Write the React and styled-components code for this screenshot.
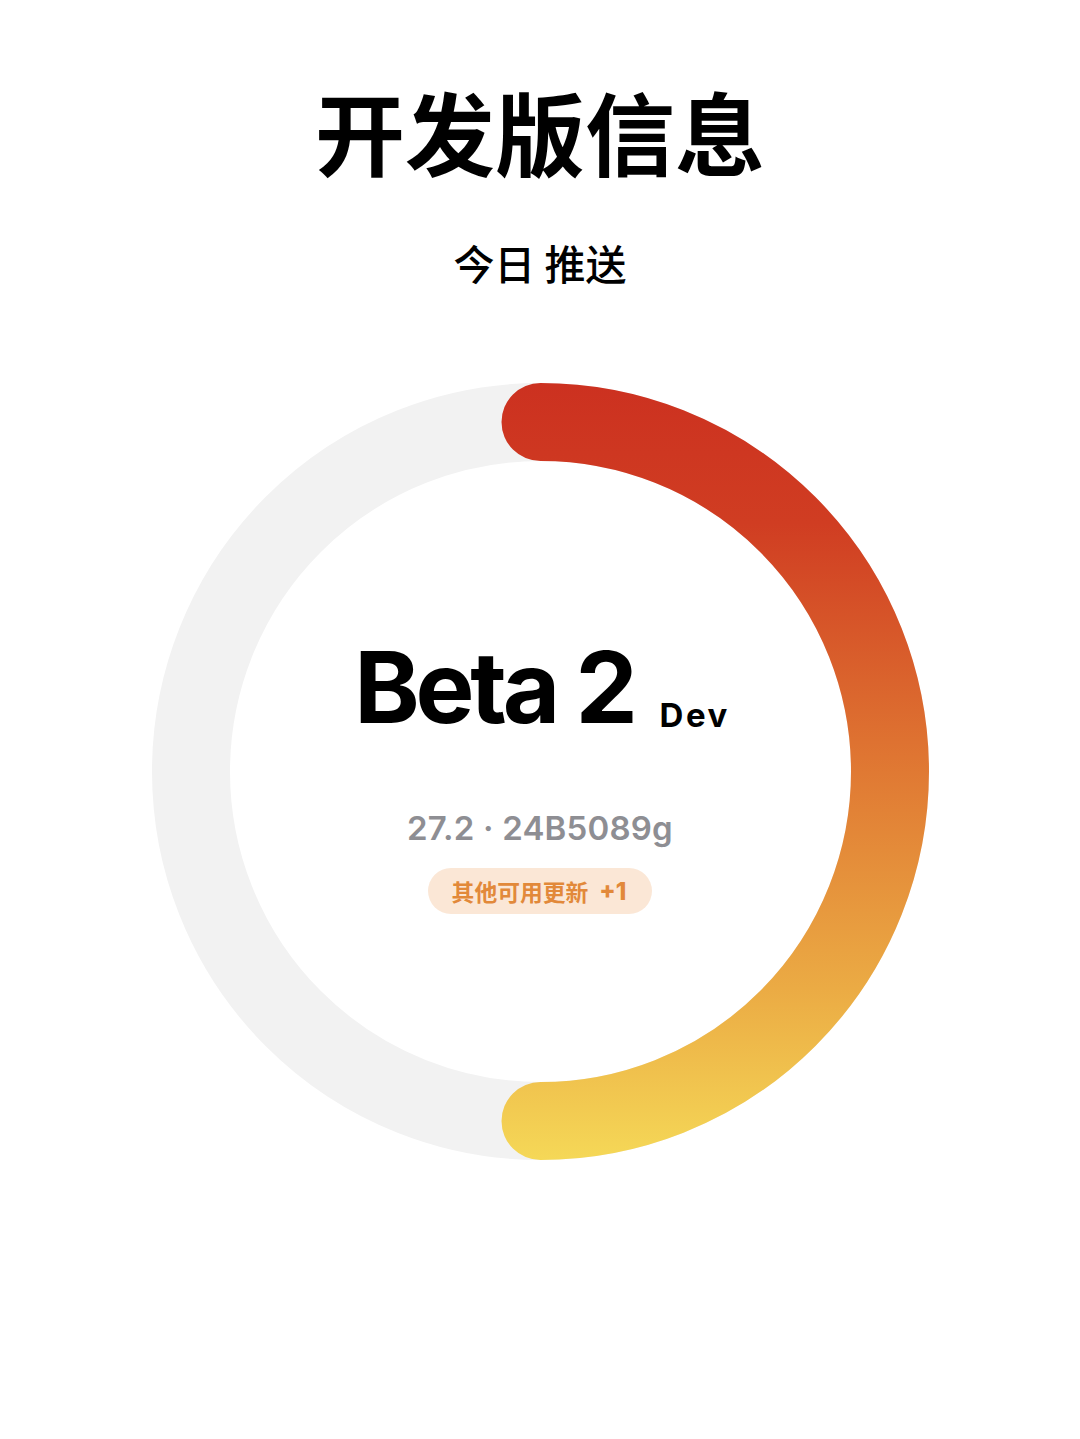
import React from "react";
import styled, { createGlobalStyle } from "styled-components";

const Global = createGlobalStyle`
  html, body { margin: 0; padding: 0; background: #ffffff; }
  body { font-family: Inter, "Noto Sans CJK SC", sans-serif; }
`;

const Page = styled.main`
  width: 1080px;
  height: 1439px;
  display: flex;
  flex-direction: column;
  align-items: center;
  background: #ffffff;
  overflow: hidden;
`;

const Title = styled.h1`
  margin: 85px 0 0;
  font-family: "Noto Sans CJK SC", sans-serif;
  font-weight: 700;
  font-size: 90px;
  line-height: 90px;
  color: #000000;
  letter-spacing: 0;
`;

const Subtitle = styled.h2`
  margin: 67px 0 0;
  font-family: "Noto Sans CJK SC", sans-serif;
  font-weight: 500;
  font-size: 41px;
  line-height: 40px;
  color: #000000;
  white-space: pre;
`;

const RingWrap = styled.section`
  position: relative;
  margin-top: 101px;
  width: 777px;
  height: 777px;
`;

const RingSvg = styled.svg`
  display: block;
  width: 777px;
  height: 777px;
`;

const Center = styled.div`
  position: absolute;
  inset: 0;
  display: flex;
  flex-direction: column;
  align-items: center;
  padding-top: 255px;
`;

const HeadRow = styled.div`
  display: flex;
  align-items: baseline;
  gap: 26px;
  margin-left: 4px;
`;

const Big = styled.span`
  font-family: Inter, sans-serif;
  font-weight: 700;
  font-size: 99px;
  line-height: 99px;
  letter-spacing: -4.2px;
  color: #000000;
`;

const Tag = styled.span`
  font-family: Inter, sans-serif;
  font-weight: 700;
  font-size: 33px;
  line-height: 33px;
  letter-spacing: 2.5px;
  color: #000000;
  position: relative;
  top: 4px;
`;

const Version = styled.div`
  margin-top: 75px;
  font-family: Inter, sans-serif;
  font-weight: 600;
  font-size: 33px;
  line-height: 33px;
  color: #8e8e93;
  letter-spacing: 0.2px;
`;

const Badge = styled.div`
  margin-top: 23px;
  height: 46px;
  padding: 0 26px 0 24px;
  border-radius: 23px;
  background: #fbe7d6;
  display: flex;
  align-items: center;
  gap: 11px;
  color: #e2893a;
  font-family: "Noto Sans CJK SC", sans-serif;
  font-weight: 700;
  font-size: 22.8px;
`;

const Plus = styled.span`
  font-family: Inter, sans-serif;
  font-weight: 800;
  font-size: 24px;
`;

function Ring() {
  const c = 388.5;
  const r = 349.5;
  return (
    <RingSvg viewBox="0 0 777 777">
      <defs>
        <linearGradient id="arcGrad" x1="0" y1="0" x2="0" y2="777" gradientUnits="userSpaceOnUse">
          <stop offset="0" stopColor="#cc3120" />
          <stop offset="0.18" stopColor="#d03d22" />
          <stop offset="0.5" stopColor="#e07933" />
          <stop offset="0.78" stopColor="#ebab44" />
          <stop offset="1" stopColor="#f5d857" />
        </linearGradient>
      </defs>
      <circle cx={c} cy={c} r={r} fill="none" stroke="#f2f2f2" strokeWidth="78" />
      <path
        d={`M ${c} ${c - r} A ${r} ${r} 0 0 1 ${c} ${c + r}`}
        fill="none"
        stroke="url(#arcGrad)"
        strokeWidth="78"
        strokeLinecap="round"
      />
    </RingSvg>
  );
}

export default function App() {
  return (
    <>
      <Global />
      <Page>
        <Title>开发版信息</Title>
        <Subtitle>今日 推送</Subtitle>
        <RingWrap>
          <Ring />
          <Center>
            <HeadRow>
              <Big>Beta 2</Big>
              <Tag>Dev</Tag>
            </HeadRow>
            <Version>27.2 · 24B5089g</Version>
            <Badge>
              <span>其他可用更新</span>
              <Plus>+1</Plus>
            </Badge>
          </Center>
        </RingWrap>
      </Page>
    </>
  );
}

_ _ _ _ _ _ _

### EXERCISE OBJECTIVE
Identify the lines that contain the string "components", and copy every one of them.

### EXPECTED OUTPUT
Write the React and styled-components code for this screenshot.
import styled, { createGlobalStyle } from "styled-components";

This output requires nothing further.